While this is never easy, China's success has set an example for countries in the Global South on how to address air pollution in a comparatively short period of time.

"US and European countries took about half a century to resolve their air pollution problems. Many people hold that the process may last for a century in China, considering that the country was confronted with a much worse air pollution situation," he said.

However, China's experience has proved that "if they are determined to address the problem, they can also make it in 30 to 50 years or even a shorter period", he said.

Zhang, who initiated a China-India Association of Atmospheric Scientists in 2018, said air pollution is a problem that nobody is immune from, therefore, both the political elites and the public in developing nations should be willing to address the issue.

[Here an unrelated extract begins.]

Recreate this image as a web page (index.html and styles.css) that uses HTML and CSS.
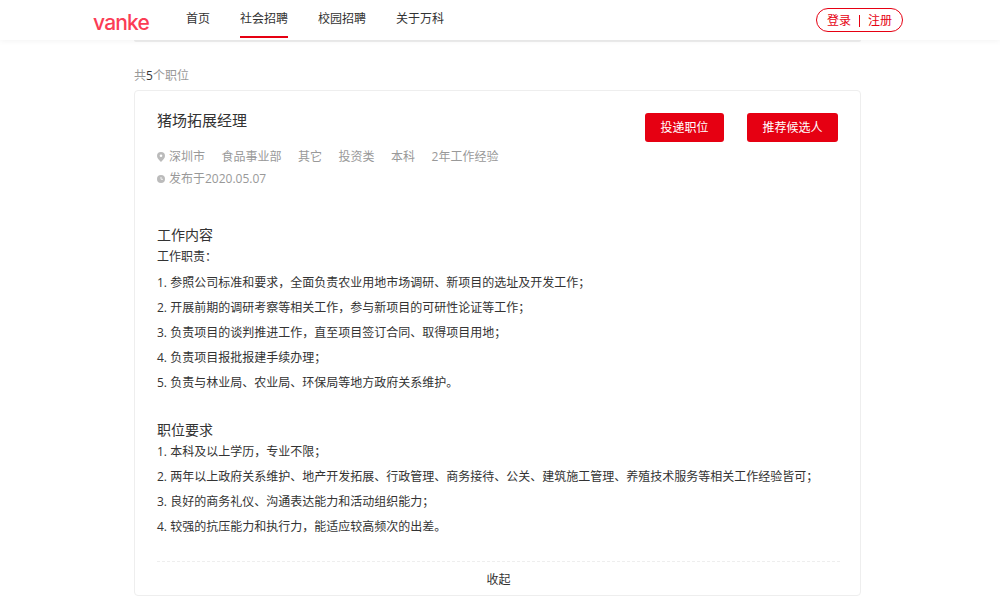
FILE: index.html
```html
<!DOCTYPE html>
<html lang="zh-CN">
<head>
<meta charset="utf-8">
<title>猪场拓展经理</title>
<link rel="stylesheet" href="styles.css">
</head>
<body>
<header class="topbar">
  <div class="logo">vanke</div>
  <nav class="nav">
    <a class="nav-item">首页</a>
    <a class="nav-item active">社会招聘</a>
    <a class="nav-item">校园招聘</a>
    <a class="nav-item">关于万科</a>
  </nav>
  <div class="auth"><span>登录</span><i class="auth-sep"></i><span>注册</span></div>
</header>
<main class="main">
  <div class="prev-card"></div>
  <p class="count">共<b>5</b>个职位</p>
  <section class="card">
    <div class="head">
      <div class="head-info">
        <h1 class="title">猪场拓展经理</h1>
        <div class="meta meta-first">
          <svg class="ico" viewBox="0 0 8 10"><path d="M4 0a4 4 0 0 0-4 4c0 2.400 2.600 4.600 4 6 1.400-1.400 4-3.600 4-6a4 4 0 0 0-4-4z" fill="#bbb"/><circle cx="4" cy="3.800" r="1.300" fill="#fff"/></svg>
          <span class="city">深圳市</span><span>食品事业部</span><span>其它</span><span>投资类</span><span>本科</span><span>2年工作经验</span>
        </div>
        <div class="meta">
          <svg class="ico" viewBox="0 0 8 8"><circle cx="4" cy="4" r="4" fill="#bbb"/><path d="M4 2v2.300h2" stroke="#fff" fill="none" stroke-width=".8"/></svg>
          <span class="city">发布于2020.05.07</span>
        </div>
      </div>
      <div class="actions">
        <button class="btn btn-a">投递职位</button>
        <button class="btn btn-b">推荐候选人</button>
      </div>
    </div>
    <h2 class="sub sub-first">工作内容</h2>
    <p class="line-tight">工作职责：</p>
    <ul class="list">
      <li>1. 参照公司标准和要求，全面负责农业用地市场调研、新项目的选址及开发工作；</li>
      <li>2. 开展前期的调研考察等相关工作，参与新项目的可研性论证等工作；</li>
      <li>3. 负责项目的谈判推进工作，直至项目签订合同、取得项目用地；</li>
      <li>4. 负责项目报批报建手续办理；</li>
      <li>5. 负责与林业局、农业局、环保局等地方政府关系维护。</li>
    </ul>
    <h2 class="sub sub-second">职位要求</h2>
    <ul class="list list-req">
      <li>1. 本科及以上学历，专业不限；</li>
      <li>2. 两年以上政府关系维护、地产开发拓展、行政管理、商务接待、公关、建筑施工管理、养殖技术服务等相关工作经验皆可；</li>
      <li>3. 良好的商务礼仪、沟通表达能力和活动组织能力；</li>
      <li>4. 较强的抗压能力和执行力，能适应较高频次的出差。</li>
    </ul>
    <div class="fold">收起</div>
  </section>
</main>
</body>
</html>
```
FILE: styles.css
```css
* { box-sizing: border-box; }
html, body { margin: 0; padding: 0; }
body {
  height: 601px;
  overflow: hidden;
  background: #fff;
  color: #333;
  font: 12px/20px "Open Sans", "Noto Sans CJK SC", sans-serif;
}
p, h1, h2, ul { margin: 0; padding: 0; font-weight: 400; }
li { list-style: none; }

.topbar {
  position: relative;
  height: 40px;
  display: flex;
  align-items: flex-start;
  padding-left: 93px;
  background: #fff;
  box-shadow: 0 1px 6px rgba(0,0,0,.05);
}
.logo {
  width: 93px;
  height: 40px;
  color: #fb3c55;
  font: 500 21px/46px "Inter", sans-serif;
  letter-spacing: -.8px;
}
.nav { display: flex; gap: 30px; }
.nav-item {
  height: 38px;
  line-height: 37px;
  color: #333;
}
.nav-item.active { border-bottom: 2px solid #e60012; }
.auth {
  margin: 8px 97px 0 auto;
  width: 87px;
  height: 24px;
  padding-top: 1px;
  border: 1px solid #e60012;
  border-radius: 12px;
  color: #e60012;
  display: flex;
  align-items: center;
  justify-content: center;
  line-height: 22px;
}
.auth-sep {
  width: 1px;
  height: 12px;
  margin: 0 8px;
  background: #e60012;
}

.main { padding-left: 134px; }
.prev-card {
  width: 727px;
  height: 2px;
  border-bottom: 2px solid #eee;
  border-radius: 0 0 4px 4px;
}
.count { margin-top: 24px; height: 20px; color: #999; }
.count b { font-weight: 400; color: #333; }
.card {
  width: 727px;
  height: 506px;
  margin-top: 4px;
  padding: 0 20px 0 22px;
  border: 1px solid #eee;
  border-radius: 4px;
}
.head { display: flex; justify-content: space-between; height: 107px; }
.title { margin-top: 18px; font-size: 15px; line-height: 22px; color: #333; }
.meta { display: flex; align-items: center; height: 22px; color: #999; }
.meta-first { margin-top: 15px; }
.meta span { margin-right: 16.5px; }
.meta .city { margin-left: 4px; }
.ico { width: 8px; height: 10px; }
.actions { display: flex; gap: 23px; margin-top: 22px; margin-right: 2px; }
.btn {
  height: 29px;
  padding: 1px 0 0;
  border: 0;
  border-radius: 3px;
  background: #e60012;
  color: #fff;
  font: inherit;
}
.btn-a { width: 79px; }
.btn-b { width: 91px; }
.sub { font-size: 14px; line-height: 20px; color: #333; }
.sub-first { margin-top: 27px; }
.line-tight { line-height: 24px; }
.list li { line-height: 25px; }
.list { margin-top: 1px; }
.sub-second { margin-top: 25px; }
.list-req { margin-top: -1px; }
.fold {
  margin-top: 22px;
  height: 34px;
  border-top: 1px dashed #eee;
  text-align: center;
  line-height: 35px;
}
```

However, developing nations' governments still need to draw a clear picture of the measures they plan to introduce and how much they will cost.

"A key issue for developing nations is that they need to strike a balance between economic development and pollution control," he said, adding they need to ensure people's livelihoods will not be significantly affected by their air pollution campaigns.

Muhammad Zamir Assadi, a Pakistani political analyst and an editor with Internews Pakistan based in Islamabad, said he is impressed by the steps China has taken to improve air quality, including efforts to control the capacity in smokestack industries, such as iron and steel, and to promote new energy development.

Pakistan is looking forward to support from China to remove contaminants and pollutants so people can breathe clean air, Assadi stated.

He also said there is great potential for China to cooperate with other developing nations on tackling climate change.

"China, being a developing country, has had good success in tackling climate issues, so this experience can also be shared with the developing countries like Pakistan who are facing serious climate issues," he said, adding China's climate change solutions are practical and also recognized by the international community.